The Senate and House have now completed action on a second reconciliation package for the current fiscal cycle, marking another significant use of the budget reconciliation process to advance partisan funding priorities outside the traditional bipartisan appropriations framework.

The Senate passed the measure on June 5, followed by House approval last Tuesday. In the House vote, all Republican members supported the bill, while all Democrats opposed it. Representative Kiley (I-CA), who caucuses with House Republicans, also voted against the measure alongside Democrats.
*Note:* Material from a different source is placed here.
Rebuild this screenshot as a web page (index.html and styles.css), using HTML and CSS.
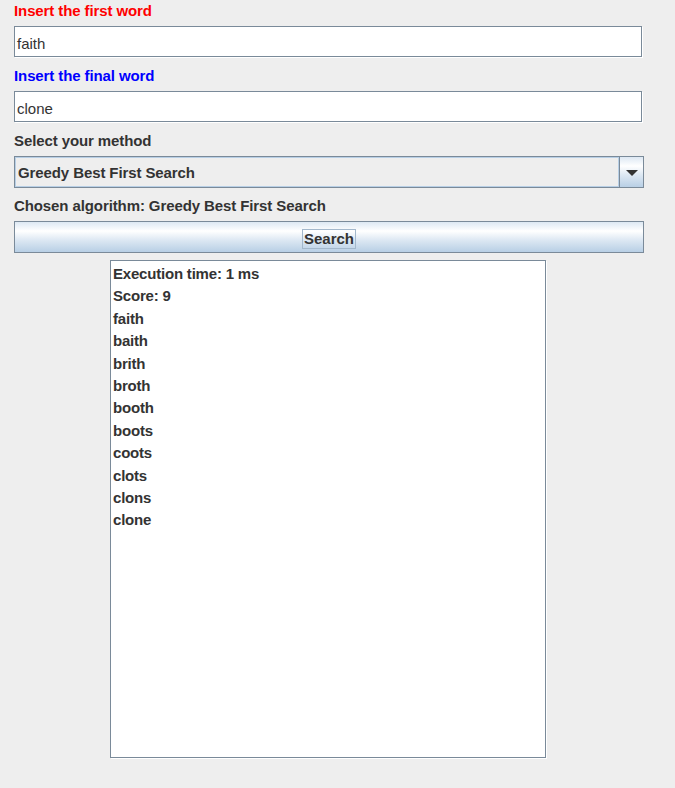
FILE: index.html
```html
<!DOCTYPE html>
<html>
<head>
<meta charset="utf-8">
<title>Word Ladder</title>
<link rel="stylesheet" href="styles.css">
</head>
<body>
<div class="panel">
  <div class="label label-red">Insert the first word</div>
  <div class="field">faith</div>
  <div class="label label-blue">Insert the final word</div>
  <div class="field">clone</div>
  <div class="label">Select your method</div>
  <div class="combo">
    <div class="combo-value">Greedy Best First Search</div>
    <div class="combo-arrow">
      <svg width="12" height="6" viewBox="0 0 12 6"><polygon points="0,0 12,0 6,6" fill="#333333"/></svg>
    </div>
  </div>
  <div class="label label-chosen">Chosen algorithm: Greedy Best First Search</div>
  <div class="button"><span class="button-text">Search</span></div>
  <div class="result">
    <div>Execution time: 1 ms</div>
    <div>Score: 9</div>
    <div>faith</div>
    <div>baith</div>
    <div>brith</div>
    <div>broth</div>
    <div>booth</div>
    <div>boots</div>
    <div>coots</div>
    <div>clots</div>
    <div>clons</div>
    <div>clone</div>
  </div>
</div>
</body>
</html>
```
FILE: styles.css
```css
html, body {
  margin: 0;
  padding: 0;
  background: #eeeeee;
}
body {
  font-family: "Liberation Sans", Arial, sans-serif;
  font-size: 15px;
  color: #333333;
  width: 675px;
  height: 788px;
  overflow: hidden;
}
.panel {
  display: flex;
  flex-direction: column;
  padding-left: 14px;
  width: 630px;
}
.label {
  font-weight: bold;
  height: 18px;
  line-height: 18px;
  margin-top: 10px;
  white-space: nowrap;
  letter-spacing: -0.1px;
}
.label-red {
  color: #ff0000;
  margin-top: 2px;
}
.label-blue {
  color: #0000ff;
}
.label-chosen {
  margin-top: 9px;
}
.field {
  box-sizing: border-box;
  margin-top: 6px;
  width: 628px;
  height: 31px;
  background: #ffffff;
  border: 1px solid #7a8a99;
  box-shadow: 1px 1px 0 #ffffff;
  padding: 8px 2px 0 2px;
  line-height: 18px;
}
.combo {
  box-sizing: border-box;
  margin-top: 6px;
  width: 630px;
  height: 32px;
  border: 1px solid #7a8a99;
  display: flex;
}
.combo-value {
  box-sizing: border-box;
  width: 604px;
  height: 30px;
  border: 1px solid #b8cfe5;
  background: #eeeeee;
  font-weight: bold;
  line-height: 18px;
  padding: 6px 2px 0 2px;
  letter-spacing: -0.1px;
}
.combo-arrow {
  box-sizing: border-box;
  flex: 1;
  border-left: 1px solid #7a8a99;
  background: linear-gradient(#dde8f3 0%, #ffffff 30%, #dde8f3 60%, #b8cfe5 100%);
  display: flex;
  justify-content: center;
  padding-top: 13px;
  padding-left: 1px;
}
.combo-arrow svg {
  display: block;
}
.button {
  box-sizing: border-box;
  margin-top: 6px;
  width: 630px;
  height: 32px;
  border: 1px solid #7a8a99;
  background: linear-gradient(#dde8f3 0%, #ffffff 30%, #dde8f3 60%, #b8cfe5 100%);
  display: flex;
  justify-content: center;
  align-items: flex-start;
  padding-top: 7px;
}
.button-text {
  display: block;
  font-weight: bold;
  line-height: 18px;
  border: 1px solid #a3b8cc;
  padding: 0 1px;
}
.result {
  box-sizing: border-box;
  margin-top: 7px;
  margin-left: 96px;
  width: 436px;
  height: 498px;
  background: #ffffff;
  border: 1px solid #7a8a99;
  box-shadow: 1px 1px 0 #ffffff;
  padding: 2px 2px 0 2px;
  font-weight: bold;
  line-height: 22.4px;
  letter-spacing: -0.2px;
}
```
President Trump signed the legislation into law on Wednesday.

The newly enacted package, referred to as the One Big Beautiful Bill Act from last summer’s reconciliation process, builds on earlier funding measures that provided approximately $280 billion in combined resources for the Departments of Defense and Homeland Security. The second reconciliation bill further consolidates federal funding priorities by effectively financing core operational needs for U.S. Immigration and Customs Enforcement (ICE) and U.S. Customs and Border Protection (CBP) through the remainder of the Trump administration.

With this latest enactment complete, the administration is now calling on Congress to consider a third reconciliation package that would include an additional $350 billion in supplemental funding for the Department of Defense.

The repeated use of reconciliation to advance large-scale funding legislation represents a notable departure from longstanding congressional norms, which generally viewed reconciliation as a mechanism for deficit reduction or limited budgetary adjustments rather than a vehicle for sustained agency funding. Critics of this approach argue it may further erode bipartisan cooperation in the annual appropriations process, while supporters contend it provides a more efficient pathway to secure priority funding in a divided legislative environment.

As Congress moves forward, the continued reliance on reconciliation is expected to remain a central point of debate over the proper scope and use of the budget process in federal policymaking.